→ TASK INPUT:
--------------------------------------------------
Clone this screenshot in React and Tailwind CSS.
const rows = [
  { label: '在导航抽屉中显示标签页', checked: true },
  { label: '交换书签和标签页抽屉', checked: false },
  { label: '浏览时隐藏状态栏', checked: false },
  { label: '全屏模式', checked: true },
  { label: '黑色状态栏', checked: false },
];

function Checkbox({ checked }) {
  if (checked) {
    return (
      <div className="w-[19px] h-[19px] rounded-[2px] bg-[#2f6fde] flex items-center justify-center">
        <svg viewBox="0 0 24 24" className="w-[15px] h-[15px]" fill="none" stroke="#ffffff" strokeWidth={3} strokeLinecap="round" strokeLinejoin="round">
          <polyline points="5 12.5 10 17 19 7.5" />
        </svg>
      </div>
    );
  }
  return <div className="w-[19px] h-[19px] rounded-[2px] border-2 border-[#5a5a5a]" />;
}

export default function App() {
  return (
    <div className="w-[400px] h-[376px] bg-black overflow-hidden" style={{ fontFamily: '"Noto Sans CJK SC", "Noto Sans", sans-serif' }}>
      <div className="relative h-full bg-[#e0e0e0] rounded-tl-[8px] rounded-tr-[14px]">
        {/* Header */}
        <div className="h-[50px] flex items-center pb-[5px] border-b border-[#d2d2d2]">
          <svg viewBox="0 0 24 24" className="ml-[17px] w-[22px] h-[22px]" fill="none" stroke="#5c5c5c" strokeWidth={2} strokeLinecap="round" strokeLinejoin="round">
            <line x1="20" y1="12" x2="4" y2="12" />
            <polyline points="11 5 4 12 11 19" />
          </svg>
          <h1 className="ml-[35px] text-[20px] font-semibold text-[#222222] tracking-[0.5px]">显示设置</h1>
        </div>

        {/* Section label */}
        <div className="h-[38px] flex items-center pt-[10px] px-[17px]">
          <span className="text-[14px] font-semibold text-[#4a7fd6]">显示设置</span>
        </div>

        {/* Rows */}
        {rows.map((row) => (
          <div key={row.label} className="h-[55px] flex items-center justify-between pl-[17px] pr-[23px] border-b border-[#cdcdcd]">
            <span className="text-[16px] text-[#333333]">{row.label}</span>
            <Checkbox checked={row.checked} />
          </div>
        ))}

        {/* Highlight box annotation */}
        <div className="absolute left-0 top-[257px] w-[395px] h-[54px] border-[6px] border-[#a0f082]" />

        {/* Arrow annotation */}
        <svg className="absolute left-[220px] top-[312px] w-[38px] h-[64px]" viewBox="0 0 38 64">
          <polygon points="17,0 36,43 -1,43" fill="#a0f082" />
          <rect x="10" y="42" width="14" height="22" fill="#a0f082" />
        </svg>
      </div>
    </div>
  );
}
--------------------------------------------------
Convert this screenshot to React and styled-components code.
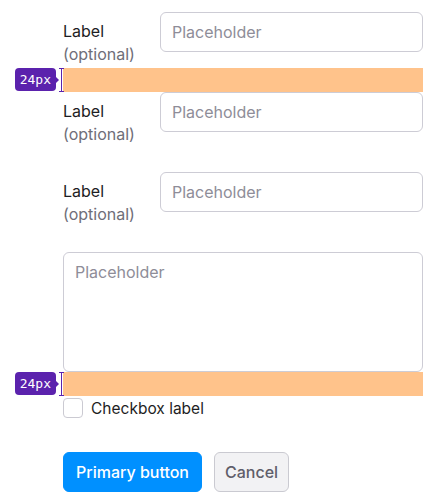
--------------------------------------------------
→ DO THIS: Everything from the line with "Clone this screenshot" through the line with "left-0 top-[257px] w-[395px]" is to be output exactly; leave out all other lines.

→ WRITTEN ANSWER:
Clone this screenshot in React and Tailwind CSS.
const rows = [
  { label: '在导航抽屉中显示标签页', checked: true },
  { label: '交换书签和标签页抽屉', checked: false },
  { label: '浏览时隐藏状态栏', checked: false },
  { label: '全屏模式', checked: true },
  { label: '黑色状态栏', checked: false },
];

function Checkbox({ checked }) {
  if (checked) {
    return (
      <div className="w-[19px] h-[19px] rounded-[2px] bg-[#2f6fde] flex items-center justify-center">
        <svg viewBox="0 0 24 24" className="w-[15px] h-[15px]" fill="none" stroke="#ffffff" strokeWidth={3} strokeLinecap="round" strokeLinejoin="round">
          <polyline points="5 12.5 10 17 19 7.5" />
        </svg>
      </div>
    );
  }
  return <div className="w-[19px] h-[19px] rounded-[2px] border-2 border-[#5a5a5a]" />;
}

export default function App() {
  return (
    <div className="w-[400px] h-[376px] bg-black overflow-hidden" style={{ fontFamily: '"Noto Sans CJK SC", "Noto Sans", sans-serif' }}>
      <div className="relative h-full bg-[#e0e0e0] rounded-tl-[8px] rounded-tr-[14px]">
        {/* Header */}
        <div className="h-[50px] flex items-center pb-[5px] border-b border-[#d2d2d2]">
          <svg viewBox="0 0 24 24" className="ml-[17px] w-[22px] h-[22px]" fill="none" stroke="#5c5c5c" strokeWidth={2} strokeLinecap="round" strokeLinejoin="round">
            <line x1="20" y1="12" x2="4" y2="12" />
            <polyline points="11 5 4 12 11 19" />
          </svg>
          <h1 className="ml-[35px] text-[20px] font-semibold text-[#222222] tracking-[0.5px]">显示设置</h1>
        </div>

        {/* Section label */}
        <div className="h-[38px] flex items-center pt-[10px] px-[17px]">
          <span className="text-[14px] font-semibold text-[#4a7fd6]">显示设置</span>
        </div>

        {/* Rows */}
        {rows.map((row) => (
          <div key={row.label} className="h-[55px] flex items-center justify-between pl-[17px] pr-[23px] border-b border-[#cdcdcd]">
            <span className="text-[16px] text-[#333333]">{row.label}</span>
            <Checkbox checked={row.checked} />
          </div>
        ))}

        {/* Highlight box annotation */}
        <div className="absolute left-0 top-[257px] w-[395px] h-[54px] border-[6px] border-[#a0f082]" />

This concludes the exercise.